ECLI:NL:CRVB:2010:BL2123
Centrale Raad van Beroep
- Hoger beroep
- Rechtspraak.nl
Beëindiging AOW-pensioen en overlijdensuitkering na overlijden echtgenote
In deze zaak heeft de Centrale Raad van Beroep op 28 januari 2010 uitspraak gedaan in het hoger beroep van appellant, die in Marokko woont, tegen de beslissing van de Sociale verzekeringsbank (Svb) met betrekking tot zijn AOW-pensioen en overlijdensuitkering na het overlijden van zijn echtgenote op 4 maart 2003. De rechtbank Amsterdam had eerder de uitspraak van de Svb bevestigd, waarin het AOW-pensioen van de echtgenote met ingang van 5 maart 2003 was beëindigd. Appellant ontving sindsdien een lagere AOW-uitkering dan voorheen, wat leidde tot zijn verzoek om een hogere overlijdensuitkering en een remigratie-uitkering.

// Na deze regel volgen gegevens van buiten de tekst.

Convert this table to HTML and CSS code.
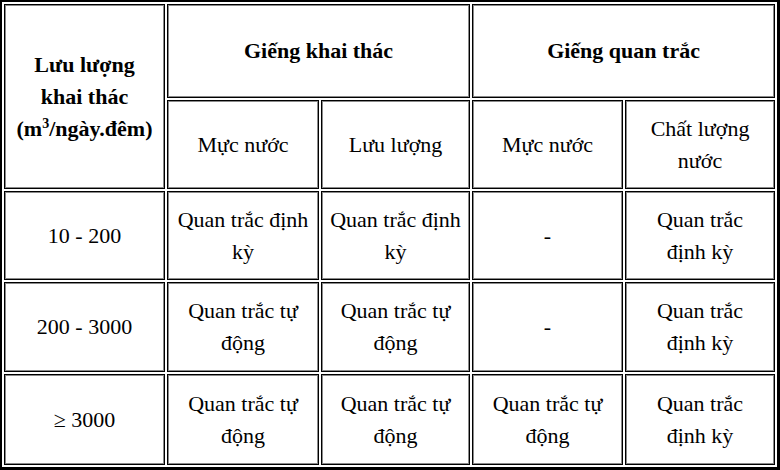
FILE: index.html
```html
<!DOCTYPE html>
<html lang="vi">
<head>
<meta charset="utf-8">
<title>Quan trắc</title>
<link rel="stylesheet" href="styles.css">
</head>
<body>
<table class="grid">
  <colgroup>
    <col class="c1"><col class="c2"><col class="c3"><col class="c4"><col class="c5">
  </colgroup>
  <tr class="r1">
    <th rowspan="2">Lưu lượng<br>khai thác<br>(m<sup>3</sup>/ngày.đêm)</th>
    <th colspan="2">Giếng khai thác</th>
    <th colspan="2">Giếng quan trắc</th>
  </tr>
  <tr class="r2">
    <td>Mực nước</td>
    <td>Lưu lượng</td>
    <td>Mực nước</td>
    <td>Chất lượng<br>nước</td>
  </tr>
  <tr class="r3">
    <td>10 - 200</td>
    <td>Quan trắc định<br>kỳ</td>
    <td>Quan trắc định<br>kỳ</td>
    <td>-</td>
    <td>Quan trắc<br>định kỳ</td>
  </tr>
  <tr class="r4">
    <td>200 - 3000</td>
    <td>Quan trắc tự<br>động</td>
    <td>Quan trắc tự<br>động</td>
    <td>-</td>
    <td>Quan trắc<br>định kỳ</td>
  </tr>
  <tr class="r5">
    <td>≥ 3000</td>
    <td>Quan trắc tự<br>động</td>
    <td>Quan trắc tự<br>động</td>
    <td>Quan trắc tự<br>động</td>
    <td>Quan trắc<br>định kỳ</td>
  </tr>
</table>
</body>
</html>
```

FILE: styles.css
```css
html, body {
  margin: 0;
  padding: 0;
  background: #fff;
}

.grid {
  table-layout: fixed;
  border-collapse: separate;
  border-spacing: 2px;
  border-style: solid;
  border-color: #000;
  border-width: 2px 3px 3px 2px;
  width: 780px;
  font-family: "Liberation Serif", "Times New Roman", serif;
  font-size: 22px;
  line-height: 32px;
  color: #000;
}

.c1 { width: 161px; }
.c2 { width: 152px; }
.c3 { width: 149px; }
.c4 { width: 151px; }
.c5 { width: 150px; }

.grid th,
.grid td {
  border: 1px solid #000;
  box-shadow: inset 0 0 0 1px #8a8a8a;
  padding: 0 3px;
  text-align: center;
  vertical-align: middle;
  box-sizing: border-box;
}

.grid th {
  font-weight: bold;
}

.grid sup {
  font-size: 14px;
  line-height: 0;
  vertical-align: 8px;
}

.r1 { height: 94px; }
.r2 { height: 89px; }
.r3 { height: 89px; }
.r4 { height: 90px; }
.r5 { height: 91px; }
```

De Svb had echter vastgesteld dat appellant samenwoonde met zijn dochter, wat invloed had op zijn recht op AOW als alleenstaande.
De Raad heeft in zijn overwegingen benadrukt dat appellant sinds maart 2003 in het genot is van de hoogst mogelijke AOW-uitkering in zijn situatie. Het feit dat deze uitkering lager is dan het gezamenlijke bedrag dat hij met zijn echtgenote ontving, is op zichzelf geen reden om een hogere uitkering toe te kennen. De Raad heeft de eerdere beslissingen van de rechtbank en de Svb bevestigd, waarbij werd gesteld dat appellant geen recht had op een hogere overlijdensuitkering of remigratie-uitkering, omdat de remigratie-uitkering lager was dan zijn AOW-pensioen.
De uitspraak van de Centrale Raad van Beroep bevestigt dat de beëindiging van het AOW-pensioen van de echtgenote van appellant correct was en dat de hoogte van de overlijdensuitkering juist was vastgesteld. De Raad heeft geen termen aanwezig geacht voor een proceskostenveroordeling, en de aangevallen uitspraak is in stand gelaten.